O PL, que já recebeu parecer favorável por duas importantes comissões — Justiça e Orçamento — define e estabelece formalmente a função de guarda-parques, cria um novo concurso e determina que os agentes que já atuam sejam incorporados à função.
— Eles fizeram um curso de especialização que custou R$ 1,2 milhão para o estado. Se não forem incorporados ao quadro de servidores efetivos, esse será um grande desinvestimento e um risco para as unidades de conservação — afirma Minc. — Com os guarda-parques, o Rio, que era o estado que mais desmatava, agora é o maior preservador. Essa função tem que ser criada formalmente.

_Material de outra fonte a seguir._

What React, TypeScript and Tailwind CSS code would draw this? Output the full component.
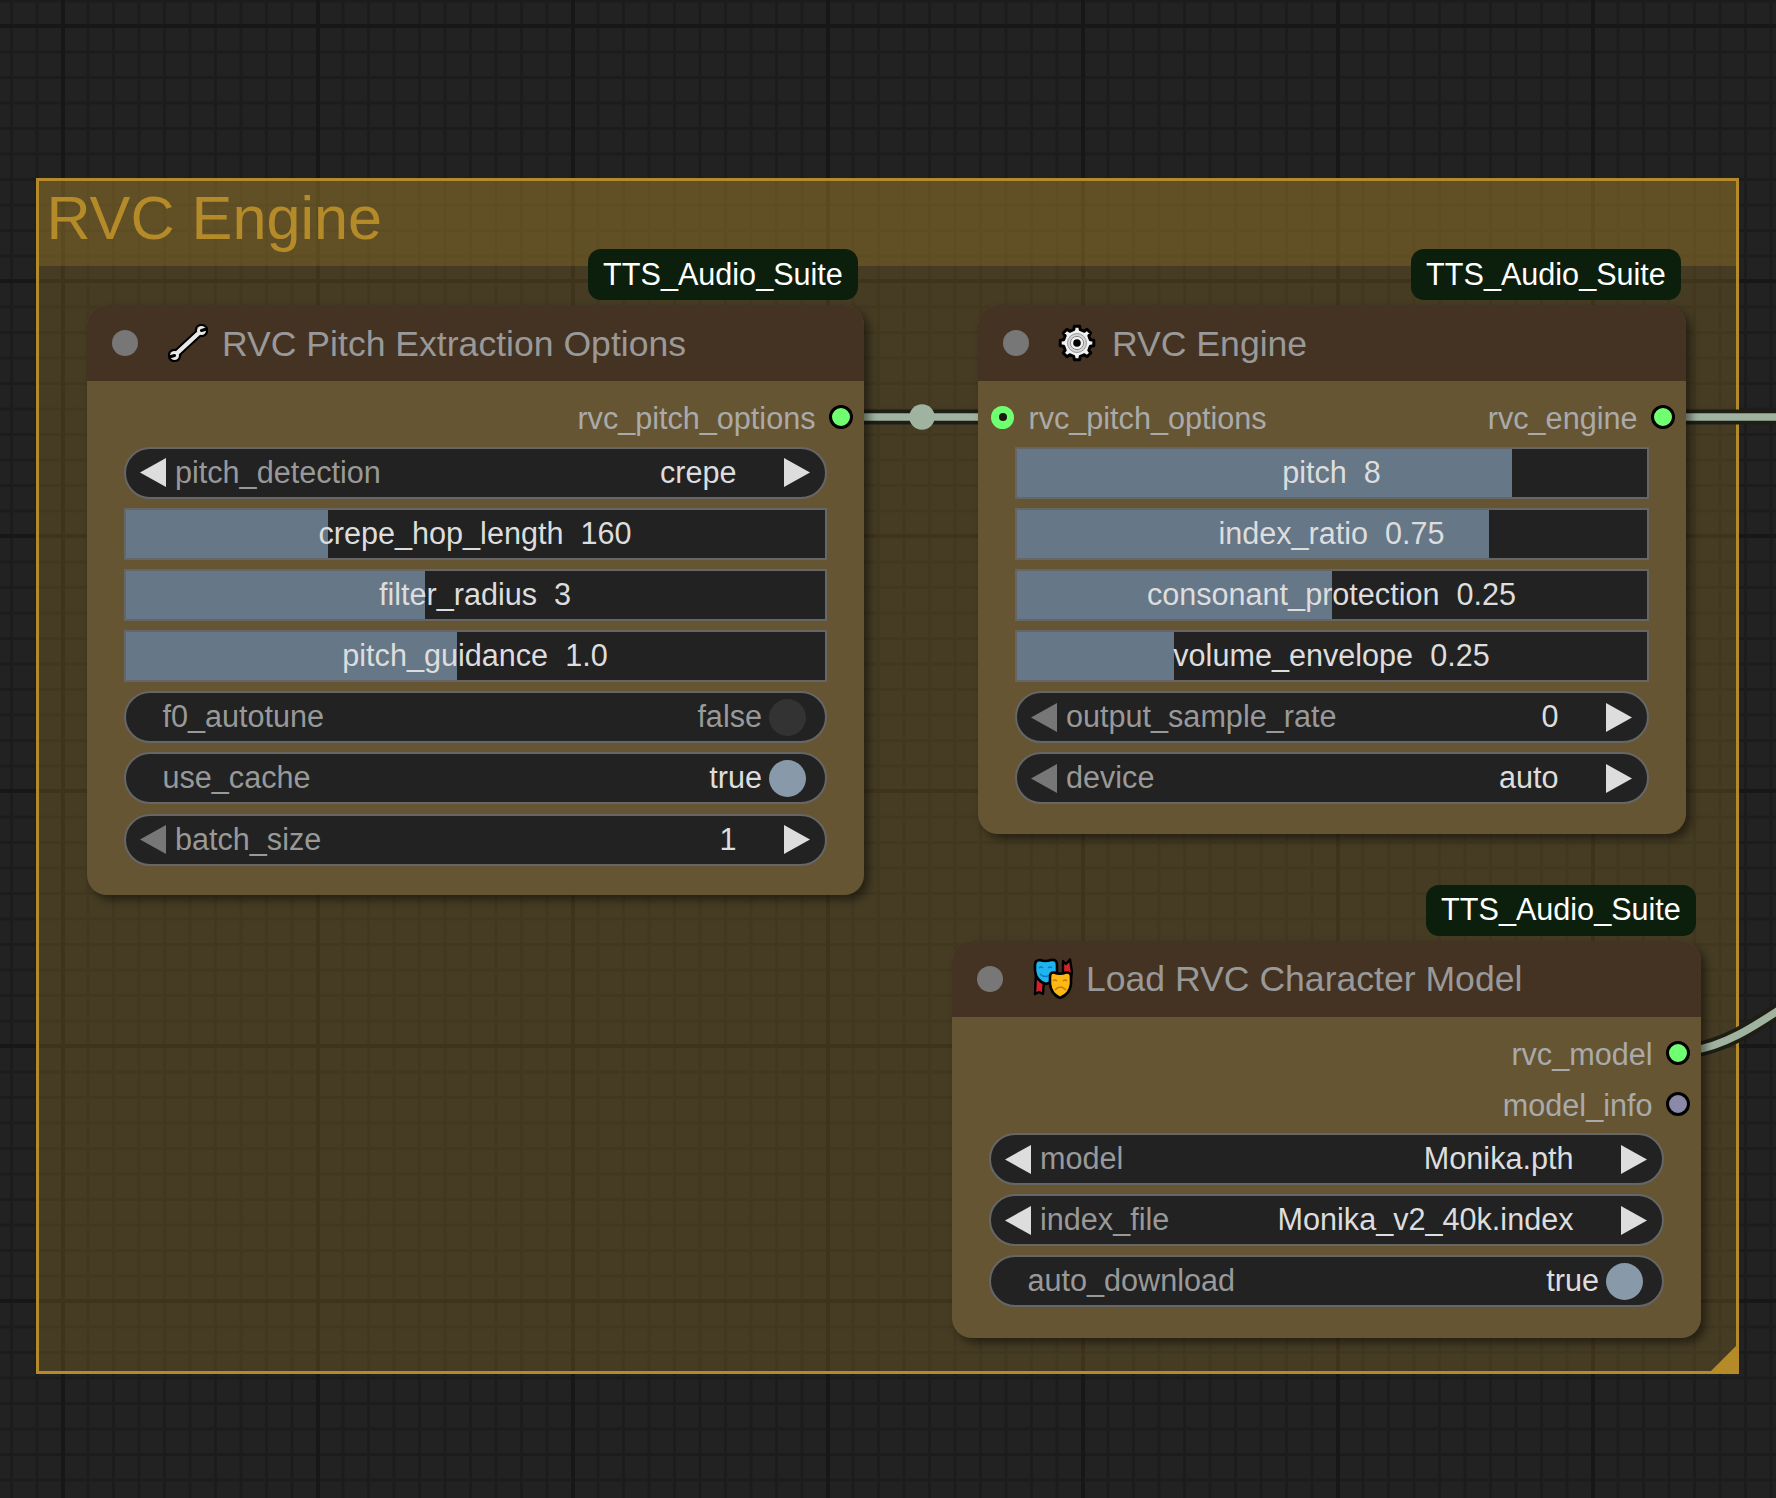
import React from 'react';

const FONT = 'font-["Liberation_Sans",Arial,sans-serif]';

const Arrow = ({ dir, dim }: { dir: 'left' | 'right'; dim?: boolean }) => (
  <svg width="26" height="29" viewBox="0 0 26 29" className="shrink-0">
    <polygon points={dir === 'left' ? '26,0 26,29 0,14.5' : '0,0 0,29 26,14.5'} fill={dim ? '#777777' : '#dddddd'} />
  </svg>
);

const Combo = ({ label, value, dimLeft }: { label: string; value: string; dimLeft?: boolean }) => (
  <div className="flex h-[52px] items-center rounded-full border-[2.5px] border-[#666666] bg-[#222222] pl-[14px] pr-[14.5px] text-[30.6px]">
    <Arrow dir="left" dim={dimLeft} />
    <span className="ml-[9.5px] text-[#999999]">{label}</span>
    <span className="ml-auto mr-[47.5px] text-[#dddddd]">{value}</span>
    <Arrow dir="right" />
  </div>
);

const Slider = ({ label, value, pct }: { label: string; value: string; pct: number }) => (
  <div className="relative flex h-[52px] items-center justify-center border-[2.5px] border-[#666666] bg-[#222222] text-[30.6px] text-[#dddddd]">
    <div className="absolute inset-y-0 left-0 bg-[#667788]" style={{ width: `${pct}%` }} />
    <span className="relative whitespace-pre">{label}  {value}</span>
  </div>
);

const Toggle = ({ label, on }: { label: string; on: boolean }) => (
  <div className="flex h-[52px] items-center rounded-full border-[2.5px] border-[#666666] bg-[#222222] pl-[37px] pr-[18.5px] text-[30.6px]">
    <span className="text-[#999999]">{label}</span>
    <span className={on ? 'ml-auto mr-[7px] text-[#dddddd]' : 'ml-auto mr-[7px] text-[#999999]'}>{on ? 'true' : 'false'}</span>
    <div className={on ? 'h-[37px] w-[37px] rounded-full bg-[#8899aa]' : 'h-[37px] w-[37px] rounded-full bg-[#333333]'} />
  </div>
);

const OutDot = ({ color }: { color: string }) => (
  <div className={`h-[24px] w-[24px] shrink-0 rounded-full border-[3px] border-black ${color}`} />
);

const InDot = () => (
  <div className="flex h-[23px] w-[23px] shrink-0 items-center justify-center rounded-full bg-[#70ff70]">
    <div className="h-[8px] w-[8px] rounded-full bg-[#1a1a10]" />
  </div>
);

const WrenchIcon = () => (
  <svg width="40" height="38" viewBox="0 0 40 38" className="shrink-0">
    <g fill="none" strokeLinecap="round">
      <path d="M7 31 L33 7" stroke="#000" strokeWidth="8.4" />
      <circle cx="6.5" cy="31.5" r="6.8" fill="#000" />
      <circle cx="33.5" cy="6.5" r="6.8" fill="#000" />
      <path d="M7 31 L33 7" stroke="#e8e8e8" strokeWidth="4.4" />
      <circle cx="6.5" cy="31.5" r="4.5" fill="#e8e8e8" />
      <circle cx="33.5" cy="6.5" r="4.5" fill="#e8e8e8" />
      <path d="M1.5 33 L6.5 31.5" stroke="#000" strokeWidth="3" />
      <path d="M38.5 5 L33.5 6.5" stroke="#000" strokeWidth="3" />
    </g>
  </svg>
);

const gearPath = () => {
  const pts: string[] = [];
  const teeth = 8;
  const step = (Math.PI * 2) / teeth;
  for (let i = 0; i < teeth; i++) {
    const a = i * step;
    [[-0.5, 13.6], [-0.3, 13.8], [-0.2, 17], [0.2, 17], [0.3, 13.8]].forEach(([o, r]) => {
      const t = a + o * step;
      pts.push(`${(19 + r * Math.cos(t)).toFixed(2)},${(19 + r * Math.sin(t)).toFixed(2)}`);
    });
  }
  return pts.join(' ');
};

const GearIcon = () => (
  <svg width="38" height="38" viewBox="0 0 38 38" className="shrink-0">
    <polygon points={gearPath()} fill="#f2f2f2" stroke="#000" strokeWidth="3" strokeLinejoin="round" />
    <circle cx="19" cy="19" r="9.5" fill="#d4d4d4" stroke="#9a9a9a" strokeWidth="1" />
    <circle cx="19" cy="19" r="6.6" fill="#f2f2f2" stroke="#8a8a8a" strokeWidth="1" />
    <circle cx="19" cy="19" r="3.8" fill="#000" />
  </svg>
);

const MasksIcon = () => (
  <svg width="40" height="41" viewBox="0 0 40 41" className="shrink-0">
    <path d="M3 14 L2 36 L6 34 L10 36 L11 22 Z" fill="#d6202c" stroke="#000" strokeWidth="2.4" strokeLinejoin="round" />
    <path d="M30 3 L33 6 L37 1.5 L39 14 L37 26 L30 20 Z" fill="#d6202c" stroke="#000" strokeWidth="2.4" strokeLinejoin="round" />
    <path d="M2 7 Q2 2 7 2 Q12 4 18 2 Q24 1 24 7 L24 13 Q24 23 13 26 Q3 23 2 13 Z" fill="#1eb4ee" stroke="#000" strokeWidth="2.6" />
    <path d="M6 10 Q8 8 10 10 M15 10 Q17 8 19 10 M7 16 Q12 21 18 16" fill="none" stroke="#1577c0" strokeWidth="1.4" />
    <path d="M17 19 Q17 14 21 14.5 Q27 17 33 14.5 Q38 14 38 19 L38 26 Q37 36 27 40 Q18 36 17 26 Z" fill="#fdb813" stroke="#000" strokeWidth="2.6" />
    <path d="M20 23 Q22 21 24 23 M30 23 Q32 21 34 23 M22 32 Q27 26 33 32" fill="none" stroke="#c27c0e" strokeWidth="1.4" />
  </svg>
);

const Node = ({ box, badgeRight, title, icon, titleGap, children }: {
  box: string;
  badgeRight: string;
  title: string;
  icon: React.ReactNode;
  titleGap: string;
  children: React.ReactNode;
}) => (
  <div className={`absolute flex flex-col rounded-[20px] bg-[#665533] shadow-[5px_5px_8px_rgba(0,0,0,0.45)] ${box}`}>
    <div className={`absolute top-[-56px] flex h-[51px] w-[270px] items-center justify-center rounded-[13px] bg-[#0c1f0c] text-[30.6px] text-white ${badgeRight}`}>
      TTS_Audio_Suite
    </div>
    <div className="flex h-[76px] shrink-0 items-center rounded-t-[20px] bg-[#443322] pl-[25px]">
      <div className="h-[26px] w-[26px] shrink-0 rounded-full bg-[#777777]" />
      <div className={`flex items-center ${titleGap}`}>
        {icon}
        <span className="mt-[3px] text-[35.6px] text-[#999999]">{title}</span>
      </div>
    </div>
    <div className="flex flex-col pt-[10.5px]">{children}</div>
  </div>
);

const Widgets = ({ children }: { children: React.ReactNode }) => (
  <div className="mt-[4px] flex flex-col gap-[9.2px] pl-[36.5px] pr-[37.5px]">{children}</div>
);

const OutRow = ({ label, dot }: { label: string; dot: string }) => (
  <div className="flex h-[51px] items-center justify-end gap-[13px] pr-[11.5px] text-[30.6px] text-[#aaaaaa]">
    <span className="mt-[4px]">{label}</span>
    <OutDot color={dot} />
  </div>
);

export default function App() {
  return (
    <div className={`relative h-[1498px] w-[1776px] overflow-hidden bg-[#222222] ${FONT} bg-[image:linear-gradient(to_right,#171717_4px,transparent_4px),linear-gradient(to_bottom,#171717_4px,transparent_4px),linear-gradient(to_right,#1c1c1c_3px,transparent_3px),linear-gradient(to_bottom,#1c1c1c_3px,transparent_3px)] bg-[size:255px_255px,255px_255px,25.5px_25.5px,25.5px_25.5px] bg-[position:61px_24px,61px_24px,10px_25px,10px_25px]`}>
      {/* group */}
      <div className="absolute left-[36px] top-[178px] h-[1196px] w-[1703px] border-[3px] border-[#b58b2a] bg-[#b58b2a]/25">
        <div className="flex h-[85px] items-center bg-[#b58b2a]/25 pb-[9px] pl-[7.5px] text-[61.2px] leading-none text-[#b58b2a]">RVC Engine</div>
        <svg width="25" height="25" viewBox="0 0 25 25" className="absolute bottom-0 right-0">
          <polygon points="25,0 25,25 0,25" fill="#b58b2a" />
        </svg>
      </div>

      {/* links */}
      <svg className="absolute inset-0" width="1776" height="1498" viewBox="0 0 1776 1498" fill="none">
        <path d="M850 417 L990 417" stroke="#1e1e14" strokeWidth="15" />
        <path d="M1670 417 L1780 417" stroke="#1e1e14" strokeWidth="15" />
        <path d="M1690 1051 C1725 1046 1755 1026 1782 1008" stroke="#1e1e14" strokeWidth="15" />
        <path d="M850 417 L990 417" stroke="#9fb3a0" strokeWidth="7.6" />
        <path d="M1670 417 L1780 417" stroke="#9fb3a0" strokeWidth="7.6" />
        <path d="M1690 1051 C1725 1046 1755 1026 1782 1008" stroke="#9fb3a0" strokeWidth="7.6" />
        <circle cx="922" cy="417" r="12.7" fill="#9fb3a0" />
      </svg>

      <Node box="left-[87px] top-[305px] h-[590px] w-[777px]" badgeRight="right-[6px]" title="RVC Pitch Extraction Options" icon={<WrenchIcon />} titleGap="ml-[30px] gap-[14px]">
        <OutRow label="rvc_pitch_options" dot="bg-[#70ff70]" />
        <Widgets>
          <Combo label="pitch_detection" value="crepe" />
          <Slider label="crepe_hop_length" value="160" pct={29} />
          <Slider label="filter_radius" value="3" pct={42.9} />
          <Slider label="pitch_guidance" value="1.0" pct={47.4} />
          <Toggle label="f0_autotune" on={false} />
          <Toggle label="use_cache" on />
          <Combo label="batch_size" value="1" dimLeft />
        </Widgets>
      </Node>

      <Node box="left-[978px] top-[305px] h-[529px] w-[708px]" badgeRight="right-[5px]" title="RVC Engine" icon={<GearIcon />} titleGap="ml-[29px] gap-[16px]">
        <div className="flex h-[51px] items-center pl-[13px] pr-[11.5px] text-[30.6px] text-[#aaaaaa]">
          <InDot />
          <span className="ml-[14.5px] mt-[4px]">rvc_pitch_options</span>
          <span className="ml-auto mr-[13px] mt-[4px]">rvc_engine</span>
          <OutDot color="bg-[#70ff70]" />
        </div>
        <Widgets>
          <Slider label="pitch" value="8" pct={78.6} />
          <Slider label="index_ratio" value="0.75" pct={75} />
          <Slider label="consonant_protection" value="0.25" pct={50} />
          <Slider label="volume_envelope" value="0.25" pct={25} />
          <Combo label="output_sample_rate" value="0" dimLeft />
          <Combo label="device" value="auto" dimLeft />
        </Widgets>
      </Node>

      <Node box="left-[952px] top-[940.5px] h-[397px] w-[749px]" badgeRight="right-[5px]" title="Load RVC Character Model" icon={<MasksIcon />} titleGap="ml-[30px] gap-[13px]">
        <OutRow label="rvc_model" dot="bg-[#70ff70]" />
        <OutRow label="model_info" dot="bg-[#8a8aa8]" />
        <Widgets>
          <Combo label="model" value="Monika.pth" />
          <Combo label="index_file" value="Monika_v2_40k.index" />
          <Toggle label="auto_download" on />
        </Widgets>
      </Node>
    </div>
  );
}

No entanto, o Superior Tribunal de Justiça (STJ) determinou, a pedido do Ministério Público Estadual (MPe), que os contratos temporários destes servidores sejam abreviados e eles, desligados ainda este ano.
Segundo o MPe, a lei estadual 4.599/2005, que deu origem aos cargos, é inconstitucional, pois não expõe com clareza os motivos que justificariam uma contratação em caráter excepcional como essa.
O Inea, porém, diz que já obteve da Procuradoria-Geral do Estado (PGE) o parecer jurídico favorável à prorrogação dos contratos dos guarda-parques, e está tomando medidas para assegurar a devida dotação orçamentária.
Os guarda-parques, por sua vez, já fizeram protesto em frente ao Palácio Guanabara e, agora, aguardam o desfecho da situação.
— Fizemos todas as etapas que seriam de um concurso efetivo, com prova de aptidão física e treinamento. A prova prática foi igual à do Corpo de Bombeiros. Todos nós temos aptidão para a área ambiental, a maioria tem ensino superior e alguns estão fazendo até mestrado e doutorado. É um trabalho de luta pelas unidades de conservação que não queremos interromper — diz Thiago de Faria.